The analysis also features a full list of organizational supporters and profiles of key backers, including the Family Research Council, Heartland Institute, Moms for Liberty, and Turning Point USA.
"The path to authoritarianism usually first involves democratic backsliding, propelled by political figures and parties with authoritarian instincts who employ specific tactics," the report states. "These factors are evident in Project 2025, which explicitly advocates politicizing independent institutions by replacing the federal bureaucracy with conservative activists and removing independence for many agencies."
"The entire project is devoted to aggrandizing executive power by centralizing authority in the presidency, and a key aspect of democratic backsliding is viewing opposition elements as attempting to destroy the 'real' community, an essential aspect to quashing dissent," the document continues. "Project 2025 paints progressives and liberals as outside acceptable politics, and not just ideological opponents, but inherently anti-American and 'replacing American values.' Targeting vulnerable communities is a core tenet of Project 2025."
"Project 2025 is very clearly on a path to Christian nationalism as well as authoritarianism. It rejects the constitutional separation of church and state, rather privileging religious beliefs over civil laws. Religious freedom is referenced throughout the plan and is seen to trump all other civil rights which should be subsumed to an individual's religious rights," the report adds. "The message that America must remain Christian, that Christianity should enjoy a privileged place in society, and that the government must take steps to ensure this is clear in every section of the plan, as is the idea that American identity cannot be separated from Christianity."

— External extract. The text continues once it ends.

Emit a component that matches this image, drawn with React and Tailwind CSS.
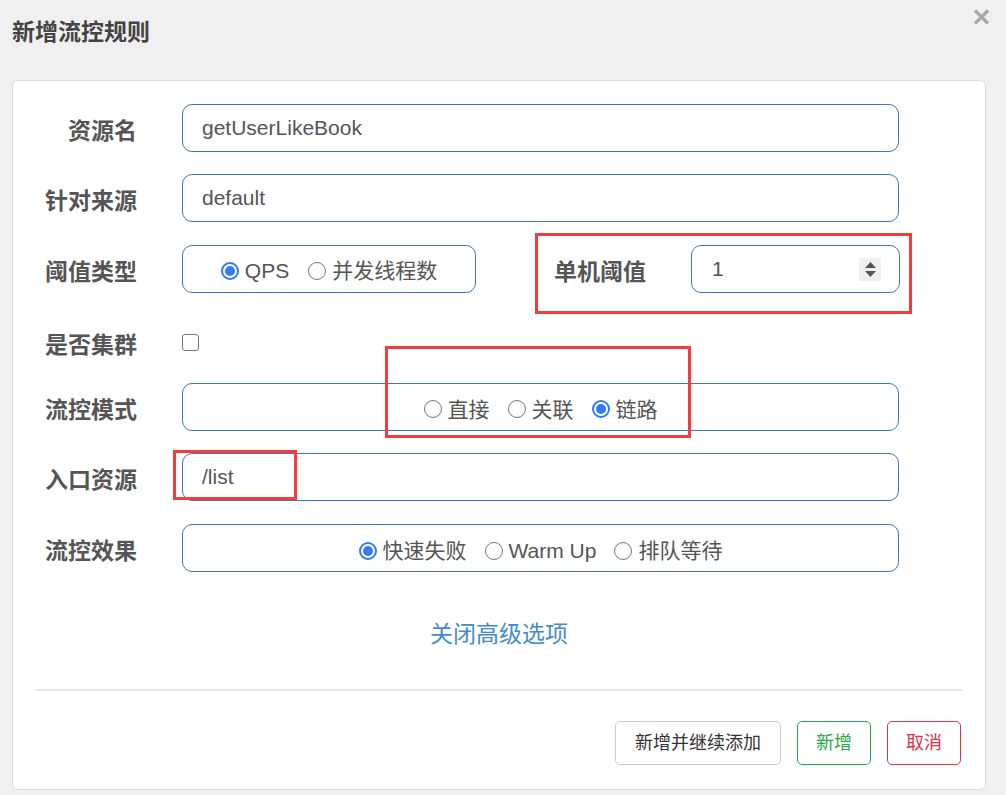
import React from 'react';

function Radio({ checked, label }) {
  return (
    <label className="flex items-center gap-[6px]">
      {checked ? (
        <span className="w-[18px] h-[18px] rounded-full border-[2px] border-[#2f7cf6] flex items-center justify-center">
          <span className="w-[10px] h-[10px] rounded-full bg-[#2f7cf6]"></span>
        </span>
      ) : (
        <span className="w-[18px] h-[18px] rounded-full border-[1.5px] border-[#767676] bg-white"></span>
      )}
      <span>{label}</span>
    </label>
  );
}

function Label({ children, className = '' }) {
  return (
    <div className={`pt-[6px] text-[23px] font-bold text-[#555] whitespace-nowrap ${className}`}>{children}</div>
  );
}

const box = 'h-[48px] rounded-[10px] border border-[#3c78b5] bg-white';

function App() {
  return (
    <div className="relative w-[1006px] min-h-[795px] bg-[#f0f0f0] font-[family-name:Liberation_Sans,Noto_Sans_CJK_SC,sans-serif] text-[#555] overflow-hidden">
      {/* Header */}
      <div className="flex justify-between items-start h-[80px] pl-[12px] pr-[16px]">
        <h1 className="mt-[16px] text-[23px] leading-[32px] font-bold text-[#444]">新增流控规则</h1>
        <svg className="mt-[9px]" width="17" height="16" viewBox="0 0 17 16">
          <path d="M2 1.5 L15 14.5 M15 1.5 L2 14.5" stroke="#a8a8a8" strokeWidth="3.2" strokeLinecap="butt" />
        </svg>
      </div>

      {/* Card */}
      <div className="ml-[12px] w-[974px] h-[710px] bg-white border border-[#dcdcdc] rounded-[6px] pt-[23px] flex flex-col">
        <div className="flex flex-col">
          {/* 资源名 */}
          <div className="flex items-center gap-[45px]">
            <Label className="w-[124px] text-right">资源名</Label>
            <div className={`${box} w-[717px] flex items-center px-[19px] text-[21px]`}>getUserLikeBook</div>
          </div>
          {/* 针对来源 */}
          <div className="mt-[22px] flex items-center gap-[45px]">
            <Label className="w-[124px] text-right">针对来源</Label>
            <div className={`${box} w-[717px] flex items-center px-[19px] text-[21px]`}>default</div>
          </div>
          {/* 阈值类型 */}
          <div className="mt-[23px] flex items-center">
            <Label className="w-[124px] text-right">阈值类型</Label>
            <div className={`${box} ml-[45px] w-[294px] flex items-center justify-center gap-[19px] pt-[4px] text-[21px]`}>
              <Radio checked label="QPS" />
              <Radio label="并发线程数" />
            </div>
            <Label className="ml-[78px]">单机阈值</Label>
            <div className={`${box} ml-[45px] w-[209px] flex items-center justify-between pl-[20px] pr-[18px] text-[21px]`}>
              <span>1</span>
              <span className="w-[22px] h-[23px] bg-[#f0f0f0] flex flex-col items-center justify-center gap-[3px]">
                <svg width="11" height="6" viewBox="0 0 11 6"><path d="M5.5 0 L11 6 L0 6 Z" fill="#555" /></svg>
                <svg width="11" height="6" viewBox="0 0 11 6"><path d="M0 0 L11 0 L5.5 6 Z" fill="#555" /></svg>
              </span>
            </div>
          </div>
          {/* 是否集群 */}
          <div className="mt-[22px] flex items-center gap-[45px] h-[46px] pt-[8px]">
            <Label className="w-[124px] text-right">是否集群</Label>
            <span className="w-[17px] h-[17px] rounded-[3px] border-[1.5px] border-[#767676] bg-white"></span>
          </div>
          {/* 流控模式 */}
          <div className="mt-[22px] flex items-center gap-[45px]">
            <Label className="w-[124px] text-right">流控模式</Label>
            <div className={`${box} w-[717px] flex items-end justify-center gap-[18px] pb-[5px] text-[21px]`}>
              <Radio label="直接" />
              <Radio label="关联" />
              <Radio checked label="链路" />
            </div>
          </div>
          {/* 入口资源 */}
          <div className="mt-[22px] flex items-center gap-[45px]">
            <Label className="w-[124px] text-right">入口资源</Label>
            <div className={`${box} w-[717px] flex items-center px-[19px] text-[21px]`}>/list</div>
          </div>
          {/* 流控效果 */}
          <div className="mt-[23px] flex items-center gap-[45px]">
            <Label className="w-[124px] text-right">流控效果</Label>
            <div className={`${box} w-[717px] flex items-center justify-center gap-[18px] pt-[6px] text-[21px]`}>
              <Radio checked label="快速失败" />
              <Radio label="Warm Up" />
              <Radio label="排队等待" />
            </div>
          </div>
        </div>

        <div className="mt-[47px] text-center text-[23px] leading-[30px] text-[#428bca]">关闭高级选项</div>

        <div className="mx-[23px] mt-[40px] h-[2px] bg-[#e5e5e5]"></div>

        <div className="mt-[30px] mr-[24px] flex justify-end gap-[16px] text-[18px]">
          <button className="h-[44px] px-[19px] rounded-[5px] border border-[#ccc] bg-white text-[#333]">新增并继续添加</button>
          <button className="h-[44px] px-[18px] rounded-[5px] border border-[#28a745] bg-white text-[#28a745]">新增</button>
          <button className="h-[44px] px-[18px] rounded-[5px] border border-[#dc3545] bg-white text-[#dc3545]">取消</button>
        </div>
      </div>

      {/* Red annotation boxes */}
      <div className="absolute left-[535px] top-[233px] w-[377px] h-[81px] border-[3px] border-[#f53b3b]"></div>
      <div className="absolute left-[385px] top-[346px] w-[306px] h-[92px] border-[3px] border-[#f53b3b]"></div>
      <div className="absolute left-[173px] top-[450px] w-[124px] h-[50px] border-[3px] border-[#f53b3b]"></div>
    </div>
  );
}

export default App;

The document also stresses the role of Trump in degrading U.S. democracy and promoting the policies that the project aims to advance. Trump is facing four criminal cases—two of which relate to his efforts to flip the 2020 election—and lawsuits arguing that he is constitutionally disqualified from holding office again after inciting the January 6, 2021 insurrection at the U.S. Capitol. Still, he is the GOP front-runner.
During a Saturday campaign rally, Trump pledged to "root out the communist, Marxist, fascist, and the radical left thugs that live like vermin within the confines of our country," claiming that "the threat from outside forces is far less sinister, dangerous, and grave than the threat from within." The comments fueled demands for more serious media coverage of his fascist threats.

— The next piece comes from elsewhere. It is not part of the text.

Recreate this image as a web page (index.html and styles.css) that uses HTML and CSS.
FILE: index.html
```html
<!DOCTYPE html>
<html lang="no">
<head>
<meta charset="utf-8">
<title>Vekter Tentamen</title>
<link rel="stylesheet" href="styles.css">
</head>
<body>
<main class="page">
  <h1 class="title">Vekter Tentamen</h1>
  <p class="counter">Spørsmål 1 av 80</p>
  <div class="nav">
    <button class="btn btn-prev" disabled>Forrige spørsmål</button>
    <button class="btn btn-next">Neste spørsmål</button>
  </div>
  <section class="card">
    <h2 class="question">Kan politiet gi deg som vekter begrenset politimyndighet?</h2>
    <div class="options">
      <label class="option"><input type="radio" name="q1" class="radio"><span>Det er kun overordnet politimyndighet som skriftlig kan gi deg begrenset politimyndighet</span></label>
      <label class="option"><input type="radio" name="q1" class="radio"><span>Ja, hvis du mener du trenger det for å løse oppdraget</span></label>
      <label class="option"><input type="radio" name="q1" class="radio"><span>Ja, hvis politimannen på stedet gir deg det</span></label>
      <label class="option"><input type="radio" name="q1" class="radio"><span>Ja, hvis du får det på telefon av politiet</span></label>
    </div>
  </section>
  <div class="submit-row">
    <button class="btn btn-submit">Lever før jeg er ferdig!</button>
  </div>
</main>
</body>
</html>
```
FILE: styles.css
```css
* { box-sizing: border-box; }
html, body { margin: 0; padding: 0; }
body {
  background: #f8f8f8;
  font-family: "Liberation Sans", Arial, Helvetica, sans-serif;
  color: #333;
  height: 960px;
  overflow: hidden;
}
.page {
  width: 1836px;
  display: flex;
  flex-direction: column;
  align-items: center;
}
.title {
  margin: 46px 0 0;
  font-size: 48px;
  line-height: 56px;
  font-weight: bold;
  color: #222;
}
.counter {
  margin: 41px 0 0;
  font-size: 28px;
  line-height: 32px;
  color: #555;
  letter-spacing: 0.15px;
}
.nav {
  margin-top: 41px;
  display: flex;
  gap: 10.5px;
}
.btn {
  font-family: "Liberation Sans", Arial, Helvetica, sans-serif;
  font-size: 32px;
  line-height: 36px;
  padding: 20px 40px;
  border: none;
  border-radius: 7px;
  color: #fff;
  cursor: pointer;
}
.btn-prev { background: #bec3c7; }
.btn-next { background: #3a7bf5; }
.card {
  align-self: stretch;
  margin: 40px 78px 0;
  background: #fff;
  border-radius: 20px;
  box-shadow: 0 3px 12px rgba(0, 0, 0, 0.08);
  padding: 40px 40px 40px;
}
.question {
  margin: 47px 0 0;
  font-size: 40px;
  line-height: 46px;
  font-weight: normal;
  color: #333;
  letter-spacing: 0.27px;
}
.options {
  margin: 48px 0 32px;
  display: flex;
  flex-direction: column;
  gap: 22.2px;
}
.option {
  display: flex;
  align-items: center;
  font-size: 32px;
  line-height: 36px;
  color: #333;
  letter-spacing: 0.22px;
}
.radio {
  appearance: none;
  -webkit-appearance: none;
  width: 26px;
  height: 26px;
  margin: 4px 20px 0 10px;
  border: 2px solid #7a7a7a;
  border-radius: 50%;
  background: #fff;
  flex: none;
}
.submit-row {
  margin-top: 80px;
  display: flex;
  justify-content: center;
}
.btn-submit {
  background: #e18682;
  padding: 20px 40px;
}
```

Even before Trump's latest comments, GPAHE co-founder Heidi Beirich argued to Salon last week that given his chances of winning the White House next year, "the public needs to know about policy plans, such as the program being designed for the next conservative president by the Heritage Foundation, called Project 2025."
Beirich said in a statement Monday that the project "does not reflect the values of the American people, and our plea to political leaders and to the media is to accurately describe Project 2025 as a dangerous and unconstitutional attempt to move us towards an authoritarianism guided by Christian nationalism."
GPAHE co-founder Wendy Via—who, like Beirich, is an alumna of the Southern Poverty Law Center—similalry said that "voters, political figures, and the media must be on alert that Project 2025 is an authoritarian roadmap to dismantling a thriving, inclusive democracy for all."
The GPAHE report was released as Axiosreported Monday that Trump's inner circle plans to purge from government "anyone viewed as hostile to the hard-edged, authoritarian-sounding plans he calls 'Agenda47'" and his allies "are spending tens of millions of dollars to install a pre-vetted, pro-Trump army of up to 54,000 loyalists" in "legal, judicial, defense, regulatory, and domestic policy jobs."
"The government-in-waiting is being orchestrated by the Heritage Foundation's well-funded Project 2025, which already has published a 920-page policy book from 400+ contributors," the outlet explained. "Heritage president Kevin Roberts tells us his apparatus is 'orders of magnitude' bigger than anything ever assembled for a party out of power."
Trump's 2024 campaign claimed Monday that his Agenda47 "is the only official comprehensive and detailed look at what President Trump will do when he returns to the White House," and "while the campaign is appreciative of any effort to provide suggestions about a second term, the campaign is not collaborating with them."